Work required:
Whenever a line contains the string "this", copy it out of the entries.

Entries with page source code:
*-*-*

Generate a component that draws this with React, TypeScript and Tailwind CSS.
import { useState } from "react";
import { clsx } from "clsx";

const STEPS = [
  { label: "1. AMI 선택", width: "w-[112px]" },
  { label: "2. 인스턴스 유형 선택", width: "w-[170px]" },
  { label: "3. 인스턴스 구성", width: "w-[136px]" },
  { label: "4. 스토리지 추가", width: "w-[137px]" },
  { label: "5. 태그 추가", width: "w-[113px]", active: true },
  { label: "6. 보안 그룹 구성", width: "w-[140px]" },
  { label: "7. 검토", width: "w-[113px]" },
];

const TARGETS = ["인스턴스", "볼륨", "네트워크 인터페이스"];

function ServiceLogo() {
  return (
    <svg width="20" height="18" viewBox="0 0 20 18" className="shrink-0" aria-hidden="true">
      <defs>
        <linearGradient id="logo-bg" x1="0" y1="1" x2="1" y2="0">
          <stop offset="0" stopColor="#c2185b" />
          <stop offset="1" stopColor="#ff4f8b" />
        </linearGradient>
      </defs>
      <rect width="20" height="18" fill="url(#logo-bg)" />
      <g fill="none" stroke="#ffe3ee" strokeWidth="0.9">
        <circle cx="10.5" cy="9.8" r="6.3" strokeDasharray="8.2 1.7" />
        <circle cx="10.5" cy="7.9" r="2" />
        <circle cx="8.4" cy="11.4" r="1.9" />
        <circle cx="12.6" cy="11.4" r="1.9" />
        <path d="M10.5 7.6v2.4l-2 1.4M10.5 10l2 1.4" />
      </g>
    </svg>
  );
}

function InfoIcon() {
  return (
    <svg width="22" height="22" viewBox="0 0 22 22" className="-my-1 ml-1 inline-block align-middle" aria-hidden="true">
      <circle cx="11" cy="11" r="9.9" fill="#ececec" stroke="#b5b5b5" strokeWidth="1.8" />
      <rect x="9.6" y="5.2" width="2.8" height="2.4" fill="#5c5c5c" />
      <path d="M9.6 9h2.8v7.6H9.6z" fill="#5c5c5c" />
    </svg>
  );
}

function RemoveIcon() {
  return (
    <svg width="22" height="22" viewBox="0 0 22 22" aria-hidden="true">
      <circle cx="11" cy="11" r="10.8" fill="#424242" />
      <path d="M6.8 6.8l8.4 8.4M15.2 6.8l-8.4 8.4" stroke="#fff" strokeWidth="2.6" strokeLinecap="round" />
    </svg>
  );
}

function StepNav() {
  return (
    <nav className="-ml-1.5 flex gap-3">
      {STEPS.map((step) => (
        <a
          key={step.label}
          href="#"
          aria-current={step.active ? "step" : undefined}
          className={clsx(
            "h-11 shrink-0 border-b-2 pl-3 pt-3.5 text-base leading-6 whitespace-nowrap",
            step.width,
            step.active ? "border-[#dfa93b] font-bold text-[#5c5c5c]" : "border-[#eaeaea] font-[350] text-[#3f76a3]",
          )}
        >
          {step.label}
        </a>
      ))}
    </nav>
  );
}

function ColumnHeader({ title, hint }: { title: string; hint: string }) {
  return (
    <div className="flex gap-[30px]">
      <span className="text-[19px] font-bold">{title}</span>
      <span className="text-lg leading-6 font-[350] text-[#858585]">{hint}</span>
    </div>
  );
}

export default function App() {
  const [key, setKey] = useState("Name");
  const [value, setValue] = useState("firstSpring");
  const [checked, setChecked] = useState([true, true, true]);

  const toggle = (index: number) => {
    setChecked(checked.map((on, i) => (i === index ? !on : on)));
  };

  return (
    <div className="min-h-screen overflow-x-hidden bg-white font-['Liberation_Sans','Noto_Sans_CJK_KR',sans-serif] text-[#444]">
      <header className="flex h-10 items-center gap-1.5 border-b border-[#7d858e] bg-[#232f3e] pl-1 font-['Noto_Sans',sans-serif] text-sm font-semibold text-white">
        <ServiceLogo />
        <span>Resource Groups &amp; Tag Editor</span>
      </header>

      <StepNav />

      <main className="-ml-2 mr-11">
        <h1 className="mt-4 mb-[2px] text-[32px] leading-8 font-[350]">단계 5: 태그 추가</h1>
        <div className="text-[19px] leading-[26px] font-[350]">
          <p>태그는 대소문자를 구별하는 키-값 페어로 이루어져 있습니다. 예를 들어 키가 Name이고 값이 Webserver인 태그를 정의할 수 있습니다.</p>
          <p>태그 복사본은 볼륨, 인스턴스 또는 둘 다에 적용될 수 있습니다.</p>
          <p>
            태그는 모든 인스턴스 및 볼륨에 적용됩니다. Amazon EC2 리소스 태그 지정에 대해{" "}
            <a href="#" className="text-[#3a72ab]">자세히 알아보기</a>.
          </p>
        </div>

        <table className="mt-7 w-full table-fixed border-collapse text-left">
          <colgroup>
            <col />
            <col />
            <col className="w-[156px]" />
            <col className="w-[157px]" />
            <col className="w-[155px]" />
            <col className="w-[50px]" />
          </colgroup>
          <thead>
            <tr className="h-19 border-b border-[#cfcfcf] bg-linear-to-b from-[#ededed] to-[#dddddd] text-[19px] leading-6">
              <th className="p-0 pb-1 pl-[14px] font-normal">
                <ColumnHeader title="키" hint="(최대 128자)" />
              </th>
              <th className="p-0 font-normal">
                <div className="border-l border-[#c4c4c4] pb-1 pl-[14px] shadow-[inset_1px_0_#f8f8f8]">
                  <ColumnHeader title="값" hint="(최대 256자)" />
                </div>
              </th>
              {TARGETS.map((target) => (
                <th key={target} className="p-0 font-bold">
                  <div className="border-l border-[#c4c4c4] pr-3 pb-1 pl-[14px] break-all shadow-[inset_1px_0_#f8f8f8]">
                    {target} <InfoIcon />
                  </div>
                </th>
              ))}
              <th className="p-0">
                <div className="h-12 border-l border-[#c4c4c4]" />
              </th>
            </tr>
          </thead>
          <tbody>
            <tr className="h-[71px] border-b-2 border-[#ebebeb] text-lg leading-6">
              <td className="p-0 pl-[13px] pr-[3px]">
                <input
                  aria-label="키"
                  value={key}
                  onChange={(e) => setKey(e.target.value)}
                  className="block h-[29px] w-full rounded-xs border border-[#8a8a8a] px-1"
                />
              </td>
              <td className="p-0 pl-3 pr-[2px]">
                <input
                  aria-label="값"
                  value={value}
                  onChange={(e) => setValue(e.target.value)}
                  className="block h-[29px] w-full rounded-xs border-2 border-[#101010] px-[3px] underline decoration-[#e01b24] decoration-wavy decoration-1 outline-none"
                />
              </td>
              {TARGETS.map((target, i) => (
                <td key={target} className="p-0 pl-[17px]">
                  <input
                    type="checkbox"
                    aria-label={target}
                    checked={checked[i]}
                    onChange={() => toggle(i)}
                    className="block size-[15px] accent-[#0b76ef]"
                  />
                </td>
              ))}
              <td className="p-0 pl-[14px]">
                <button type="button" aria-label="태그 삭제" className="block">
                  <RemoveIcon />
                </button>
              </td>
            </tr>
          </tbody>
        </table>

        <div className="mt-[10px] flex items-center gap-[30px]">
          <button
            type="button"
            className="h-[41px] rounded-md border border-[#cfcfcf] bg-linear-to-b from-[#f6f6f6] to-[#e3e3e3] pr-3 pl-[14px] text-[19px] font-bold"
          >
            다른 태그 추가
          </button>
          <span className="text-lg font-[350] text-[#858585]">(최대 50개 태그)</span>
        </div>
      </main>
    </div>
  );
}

*-*-*

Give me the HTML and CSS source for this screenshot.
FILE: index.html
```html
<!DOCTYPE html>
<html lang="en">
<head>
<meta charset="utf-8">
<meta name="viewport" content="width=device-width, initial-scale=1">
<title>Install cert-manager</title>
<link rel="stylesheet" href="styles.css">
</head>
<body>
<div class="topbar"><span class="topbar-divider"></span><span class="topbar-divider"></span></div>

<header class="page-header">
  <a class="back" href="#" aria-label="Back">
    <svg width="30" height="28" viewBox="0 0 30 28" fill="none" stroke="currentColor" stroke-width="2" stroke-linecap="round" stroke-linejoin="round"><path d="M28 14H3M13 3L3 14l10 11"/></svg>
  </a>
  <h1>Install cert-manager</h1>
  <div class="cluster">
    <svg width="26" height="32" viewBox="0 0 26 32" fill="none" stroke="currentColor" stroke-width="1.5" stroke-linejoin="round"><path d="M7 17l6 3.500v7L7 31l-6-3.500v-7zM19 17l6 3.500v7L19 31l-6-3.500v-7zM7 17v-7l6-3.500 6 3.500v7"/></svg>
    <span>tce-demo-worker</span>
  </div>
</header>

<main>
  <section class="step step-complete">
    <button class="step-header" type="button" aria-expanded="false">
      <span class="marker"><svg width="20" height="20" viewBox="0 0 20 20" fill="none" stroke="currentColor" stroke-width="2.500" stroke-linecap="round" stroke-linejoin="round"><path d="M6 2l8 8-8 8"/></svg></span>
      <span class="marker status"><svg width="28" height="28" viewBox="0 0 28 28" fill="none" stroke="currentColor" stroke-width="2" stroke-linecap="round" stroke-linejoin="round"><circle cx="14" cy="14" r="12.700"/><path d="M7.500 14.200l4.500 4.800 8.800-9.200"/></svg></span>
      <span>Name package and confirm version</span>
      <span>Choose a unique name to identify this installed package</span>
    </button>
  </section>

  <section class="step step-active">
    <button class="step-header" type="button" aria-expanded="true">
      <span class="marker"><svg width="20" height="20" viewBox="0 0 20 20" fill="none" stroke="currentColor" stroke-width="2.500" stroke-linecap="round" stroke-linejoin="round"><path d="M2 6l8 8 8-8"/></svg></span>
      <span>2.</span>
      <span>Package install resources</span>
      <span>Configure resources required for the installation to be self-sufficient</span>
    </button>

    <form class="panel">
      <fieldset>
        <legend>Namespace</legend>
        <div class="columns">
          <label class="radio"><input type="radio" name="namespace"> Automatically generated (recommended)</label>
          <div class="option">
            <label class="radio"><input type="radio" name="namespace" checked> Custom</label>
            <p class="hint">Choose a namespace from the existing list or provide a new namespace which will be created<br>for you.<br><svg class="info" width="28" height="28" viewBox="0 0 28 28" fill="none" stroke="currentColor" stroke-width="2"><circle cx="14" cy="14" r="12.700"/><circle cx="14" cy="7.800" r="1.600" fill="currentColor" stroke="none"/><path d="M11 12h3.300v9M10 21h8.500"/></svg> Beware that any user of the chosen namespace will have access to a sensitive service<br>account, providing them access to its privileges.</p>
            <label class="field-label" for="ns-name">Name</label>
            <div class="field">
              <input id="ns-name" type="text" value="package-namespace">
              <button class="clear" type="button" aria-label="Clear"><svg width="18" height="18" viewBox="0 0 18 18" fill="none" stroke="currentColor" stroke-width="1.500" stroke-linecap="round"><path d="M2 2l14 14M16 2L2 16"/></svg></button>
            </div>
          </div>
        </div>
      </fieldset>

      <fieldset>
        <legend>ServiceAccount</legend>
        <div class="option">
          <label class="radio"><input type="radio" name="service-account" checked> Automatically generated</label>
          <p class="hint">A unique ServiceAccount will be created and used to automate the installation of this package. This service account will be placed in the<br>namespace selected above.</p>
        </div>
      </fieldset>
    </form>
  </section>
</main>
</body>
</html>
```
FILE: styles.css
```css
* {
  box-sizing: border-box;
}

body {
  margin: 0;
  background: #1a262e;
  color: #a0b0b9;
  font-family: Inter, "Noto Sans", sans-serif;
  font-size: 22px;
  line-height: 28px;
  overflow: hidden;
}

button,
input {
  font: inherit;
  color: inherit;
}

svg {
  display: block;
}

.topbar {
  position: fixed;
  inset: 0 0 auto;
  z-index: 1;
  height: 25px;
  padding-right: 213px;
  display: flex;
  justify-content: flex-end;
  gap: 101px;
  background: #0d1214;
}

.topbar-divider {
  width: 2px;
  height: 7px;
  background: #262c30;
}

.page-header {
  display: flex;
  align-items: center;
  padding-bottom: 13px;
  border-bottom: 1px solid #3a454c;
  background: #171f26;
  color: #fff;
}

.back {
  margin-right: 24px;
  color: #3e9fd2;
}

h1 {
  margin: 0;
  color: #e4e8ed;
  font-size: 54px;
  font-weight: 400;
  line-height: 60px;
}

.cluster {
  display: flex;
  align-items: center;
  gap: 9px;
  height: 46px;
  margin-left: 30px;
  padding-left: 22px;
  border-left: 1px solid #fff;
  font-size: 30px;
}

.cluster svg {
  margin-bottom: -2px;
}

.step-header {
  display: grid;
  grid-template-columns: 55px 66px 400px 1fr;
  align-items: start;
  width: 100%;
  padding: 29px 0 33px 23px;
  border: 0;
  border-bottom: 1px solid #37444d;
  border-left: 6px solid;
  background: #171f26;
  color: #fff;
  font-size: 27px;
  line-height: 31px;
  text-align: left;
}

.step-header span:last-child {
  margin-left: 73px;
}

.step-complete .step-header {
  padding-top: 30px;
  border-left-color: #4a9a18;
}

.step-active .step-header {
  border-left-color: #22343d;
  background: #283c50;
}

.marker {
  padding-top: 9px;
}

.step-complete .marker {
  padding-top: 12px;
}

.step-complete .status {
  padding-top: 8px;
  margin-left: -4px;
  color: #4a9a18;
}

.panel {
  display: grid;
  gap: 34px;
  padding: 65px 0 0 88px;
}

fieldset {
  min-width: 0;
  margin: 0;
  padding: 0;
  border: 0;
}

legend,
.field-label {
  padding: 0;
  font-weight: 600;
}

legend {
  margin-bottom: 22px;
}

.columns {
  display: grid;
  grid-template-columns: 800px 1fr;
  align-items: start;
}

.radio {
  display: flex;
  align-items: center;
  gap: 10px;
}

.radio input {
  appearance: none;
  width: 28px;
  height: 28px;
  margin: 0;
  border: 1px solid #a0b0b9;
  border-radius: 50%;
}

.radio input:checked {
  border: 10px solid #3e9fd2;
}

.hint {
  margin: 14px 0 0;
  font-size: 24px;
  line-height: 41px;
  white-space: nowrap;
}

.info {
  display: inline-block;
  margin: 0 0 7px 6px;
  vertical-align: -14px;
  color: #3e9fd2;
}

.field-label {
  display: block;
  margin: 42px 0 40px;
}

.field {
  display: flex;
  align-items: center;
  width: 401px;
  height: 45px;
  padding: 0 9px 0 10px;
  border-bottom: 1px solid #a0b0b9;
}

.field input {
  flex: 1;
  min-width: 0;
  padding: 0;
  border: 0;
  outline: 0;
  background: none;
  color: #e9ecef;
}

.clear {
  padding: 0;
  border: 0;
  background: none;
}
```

*-*-*

Answer in full:
Generate a component that draws this with React, TypeScript and Tailwind CSS.
Give me the HTML and CSS source for this screenshot.
      <span>Choose a unique name to identify this installed package</span>
          <p class="hint">A unique ServiceAccount will be created and used to automate the installation of this package. This service account will be placed in the<br>namespace selected above.</p>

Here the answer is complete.